Your copy of the material must match it exactly, except that pictures are dropped.

### Collected material:
=====

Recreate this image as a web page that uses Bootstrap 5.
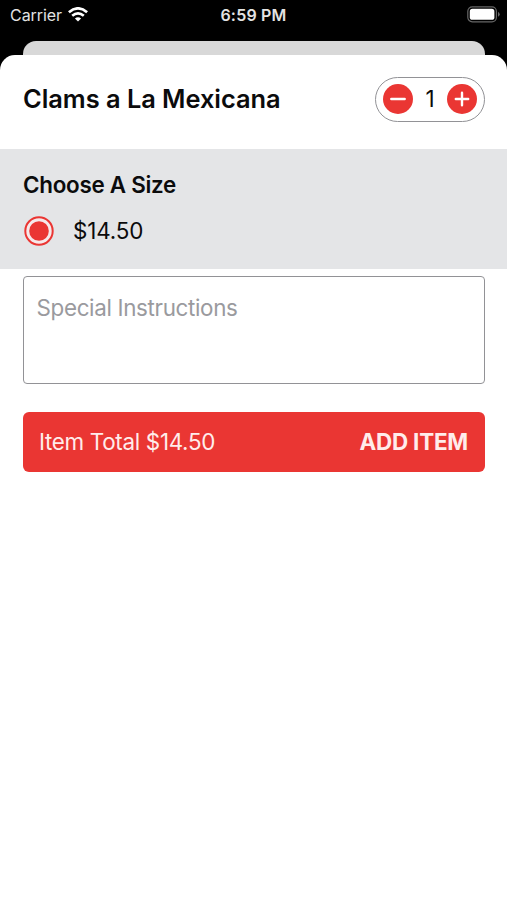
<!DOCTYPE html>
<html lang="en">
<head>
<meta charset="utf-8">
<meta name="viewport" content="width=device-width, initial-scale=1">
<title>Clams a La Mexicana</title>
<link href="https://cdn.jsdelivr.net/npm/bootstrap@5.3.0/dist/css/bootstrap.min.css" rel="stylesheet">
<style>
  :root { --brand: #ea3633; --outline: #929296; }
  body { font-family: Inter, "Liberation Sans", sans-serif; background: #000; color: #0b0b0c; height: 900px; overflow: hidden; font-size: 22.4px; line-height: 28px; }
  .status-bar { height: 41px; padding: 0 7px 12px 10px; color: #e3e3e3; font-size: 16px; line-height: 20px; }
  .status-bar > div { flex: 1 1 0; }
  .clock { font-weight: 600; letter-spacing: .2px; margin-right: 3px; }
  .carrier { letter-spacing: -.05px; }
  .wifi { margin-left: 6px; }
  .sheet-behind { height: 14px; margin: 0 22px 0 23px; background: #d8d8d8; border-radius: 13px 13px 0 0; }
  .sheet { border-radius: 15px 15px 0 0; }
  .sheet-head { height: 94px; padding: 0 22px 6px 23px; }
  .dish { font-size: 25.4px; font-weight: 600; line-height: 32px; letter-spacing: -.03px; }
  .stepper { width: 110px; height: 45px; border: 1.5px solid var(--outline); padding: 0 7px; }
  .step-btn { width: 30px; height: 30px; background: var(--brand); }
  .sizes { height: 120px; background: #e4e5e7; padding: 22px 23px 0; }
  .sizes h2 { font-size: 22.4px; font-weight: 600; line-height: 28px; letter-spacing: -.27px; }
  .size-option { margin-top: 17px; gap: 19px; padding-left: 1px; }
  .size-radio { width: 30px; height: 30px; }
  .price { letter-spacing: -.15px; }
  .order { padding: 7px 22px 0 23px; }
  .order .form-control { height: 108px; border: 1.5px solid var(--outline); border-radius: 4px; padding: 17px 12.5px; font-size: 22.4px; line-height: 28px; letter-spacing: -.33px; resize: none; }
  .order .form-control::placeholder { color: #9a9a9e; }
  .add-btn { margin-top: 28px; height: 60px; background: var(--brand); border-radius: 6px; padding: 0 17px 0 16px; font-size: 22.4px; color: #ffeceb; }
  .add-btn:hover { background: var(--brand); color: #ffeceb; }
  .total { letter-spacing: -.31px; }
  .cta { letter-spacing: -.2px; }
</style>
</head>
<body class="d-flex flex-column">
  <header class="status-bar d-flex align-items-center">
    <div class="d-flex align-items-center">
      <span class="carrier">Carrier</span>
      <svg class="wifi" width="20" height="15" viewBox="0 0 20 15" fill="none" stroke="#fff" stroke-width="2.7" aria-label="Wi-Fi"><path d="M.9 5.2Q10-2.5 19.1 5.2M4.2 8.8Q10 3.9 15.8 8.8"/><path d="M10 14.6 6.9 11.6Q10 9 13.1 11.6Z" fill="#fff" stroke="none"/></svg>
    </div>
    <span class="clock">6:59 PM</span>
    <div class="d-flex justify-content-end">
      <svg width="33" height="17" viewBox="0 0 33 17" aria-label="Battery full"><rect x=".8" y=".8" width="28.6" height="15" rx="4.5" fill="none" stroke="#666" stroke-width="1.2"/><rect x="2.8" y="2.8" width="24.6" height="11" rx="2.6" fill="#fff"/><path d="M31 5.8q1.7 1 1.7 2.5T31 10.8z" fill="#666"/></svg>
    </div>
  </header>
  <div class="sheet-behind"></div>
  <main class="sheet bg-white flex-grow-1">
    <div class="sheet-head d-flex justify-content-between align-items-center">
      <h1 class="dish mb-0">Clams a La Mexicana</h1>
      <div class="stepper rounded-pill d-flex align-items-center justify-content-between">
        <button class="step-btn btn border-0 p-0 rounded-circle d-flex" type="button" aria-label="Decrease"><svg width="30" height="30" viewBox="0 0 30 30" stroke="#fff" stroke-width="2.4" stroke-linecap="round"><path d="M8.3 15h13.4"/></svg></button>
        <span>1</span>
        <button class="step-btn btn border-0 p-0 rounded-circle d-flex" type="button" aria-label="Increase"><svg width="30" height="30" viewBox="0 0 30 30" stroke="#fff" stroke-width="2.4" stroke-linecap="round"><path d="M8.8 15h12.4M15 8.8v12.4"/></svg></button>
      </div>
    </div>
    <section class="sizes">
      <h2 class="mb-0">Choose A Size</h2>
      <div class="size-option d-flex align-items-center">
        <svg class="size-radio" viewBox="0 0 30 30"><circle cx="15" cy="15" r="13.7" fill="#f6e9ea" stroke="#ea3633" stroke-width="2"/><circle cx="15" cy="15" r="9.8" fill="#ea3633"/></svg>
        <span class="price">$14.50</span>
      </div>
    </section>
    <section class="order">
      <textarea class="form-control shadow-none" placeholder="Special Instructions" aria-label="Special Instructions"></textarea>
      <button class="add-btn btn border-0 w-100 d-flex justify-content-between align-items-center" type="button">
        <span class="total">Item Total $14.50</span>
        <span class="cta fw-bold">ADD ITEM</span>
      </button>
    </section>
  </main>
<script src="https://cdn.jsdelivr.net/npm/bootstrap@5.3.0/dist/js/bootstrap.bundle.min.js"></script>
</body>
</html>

=====

### Worked answer:
Recreate this image as a web page that uses Bootstrap 5.
<!DOCTYPE html>
<html lang="en">
<head>
<meta charset="utf-8">
<meta name="viewport" content="width=device-width, initial-scale=1">
<title>Clams a La Mexicana</title>
<link href="https://cdn.jsdelivr.net/npm/bootstrap@5.3.0/dist/css/bootstrap.min.css" rel="stylesheet">
<style>
  :root { --brand: #ea3633; --outline: #929296; }
  body { font-family: Inter, "Liberation Sans", sans-serif; background: #000; color: #0b0b0c; height: 900px; overflow: hidden; font-size: 22.4px; line-height: 28px; }
  .status-bar { height: 41px; padding: 0 7px 12px 10px; color: #e3e3e3; font-size: 16px; line-height: 20px; }
  .status-bar > div { flex: 1 1 0; }
  .clock { font-weight: 600; letter-spacing: .2px; margin-right: 3px; }
  .carrier { letter-spacing: -.05px; }
  .wifi { margin-left: 6px; }
  .sheet-behind { height: 14px; margin: 0 22px 0 23px; background: #d8d8d8; border-radius: 13px 13px 0 0; }
  .sheet { border-radius: 15px 15px 0 0; }
  .sheet-head { height: 94px; padding: 0 22px 6px 23px; }
  .dish { font-size: 25.4px; font-weight: 600; line-height: 32px; letter-spacing: -.03px; }
  .stepper { width: 110px; height: 45px; border: 1.5px solid var(--outline); padding: 0 7px; }
  .step-btn { width: 30px; height: 30px; background: var(--brand); }
  .sizes { height: 120px; background: #e4e5e7; padding: 22px 23px 0; }
  .sizes h2 { font-size: 22.4px; font-weight: 600; line-height: 28px; letter-spacing: -.27px; }
  .size-option { margin-top: 17px; gap: 19px; padding-left: 1px; }
  .size-radio { width: 30px; height: 30px; }
  .price { letter-spacing: -.15px; }
  .order { padding: 7px 22px 0 23px; }
  .order .form-control { height: 108px; border: 1.5px solid var(--outline); border-radius: 4px; padding: 17px 12.5px; font-size: 22.4px; line-height: 28px; letter-spacing: -.33px; resize: none; }
  .order .form-control::placeholder { color: #9a9a9e; }
  .add-btn { margin-top: 28px; height: 60px; background: var(--brand); border-radius: 6px; padding: 0 17px 0 16px; font-size: 22.4px; color: #ffeceb; }
  .add-btn:hover { background: var(--brand); color: #ffeceb; }
  .total { letter-spacing: -.31px; }
  .cta { letter-spacing: -.2px; }
</style>
</head>
<body class="d-flex flex-column">
  <header class="status-bar d-flex align-items-center">
    <div class="d-flex align-items-center">
      <span class="carrier">Carrier</span>
      <svg class="wifi" width="20" height="15" viewBox="0 0 20 15" fill="none" stroke="#fff" stroke-width="2.7" aria-label="Wi-Fi"><path d="M.9 5.2Q10-2.5 19.1 5.2M4.2 8.8Q10 3.9 15.8 8.8"/><path d="M10 14.6 6.9 11.6Q10 9 13.1 11.6Z" fill="#fff" stroke="none"/></svg>
    </div>
    <span class="clock">6:59 PM</span>
    <div class="d-flex justify-content-end">
      <svg width="33" height="17" viewBox="0 0 33 17" aria-label="Battery full"><rect x=".8" y=".8" width="28.6" height="15" rx="4.5" fill="none" stroke="#666" stroke-width="1.2"/><rect x="2.8" y="2.8" width="24.6" height="11" rx="2.6" fill="#fff"/><path d="M31 5.8q1.7 1 1.7 2.5T31 10.8z" fill="#666"/></svg>
    </div>
  </header>
  <div class="sheet-behind"></div>
  <main class="sheet bg-white flex-grow-1">
    <div class="sheet-head d-flex justify-content-between align-items-center">
      <h1 class="dish mb-0">Clams a La Mexicana</h1>
      <div class="stepper rounded-pill d-flex align-items-center justify-content-between">
        <button class="step-btn btn border-0 p-0 rounded-circle d-flex" type="button" aria-label="Decrease"><svg width="30" height="30" viewBox="0 0 30 30" stroke="#fff" stroke-width="2.4" stroke-linecap="round"><path d="M8.3 15h13.4"/></svg></button>
        <span>1</span>
        <button class="step-btn btn border-0 p-0 rounded-circle d-flex" type="button" aria-label="Increase"><svg width="30" height="30" viewBox="0 0 30 30" stroke="#fff" stroke-width="2.4" stroke-linecap="round"><path d="M8.8 15h12.4M15 8.8v12.4"/></svg></button>
      </div>
    </div>
    <section class="sizes">
      <h2 class="mb-0">Choose A Size</h2>
      <div class="size-option d-flex align-items-center">
        <svg class="size-radio" viewBox="0 0 30 30"><circle cx="15" cy="15" r="13.7" fill="#f6e9ea" stroke="#ea3633" stroke-width="2"/><circle cx="15" cy="15" r="9.8" fill="#ea3633"/></svg>
        <span class="price">$14.50</span>
      </div>
    </section>
    <section class="order">
      <textarea class="form-control shadow-none" placeholder="Special Instructions" aria-label="Special Instructions"></textarea>
      <button class="add-btn btn border-0 w-100 d-flex justify-content-between align-items-center" type="button">
        <span class="total">Item Total $14.50</span>
        <span class="cta fw-bold">ADD ITEM</span>
      </button>
    </section>
  </main>
<script src="https://cdn.jsdelivr.net/npm/bootstrap@5.3.0/dist/js/bootstrap.bundle.min.js"></script>
</body>
</html>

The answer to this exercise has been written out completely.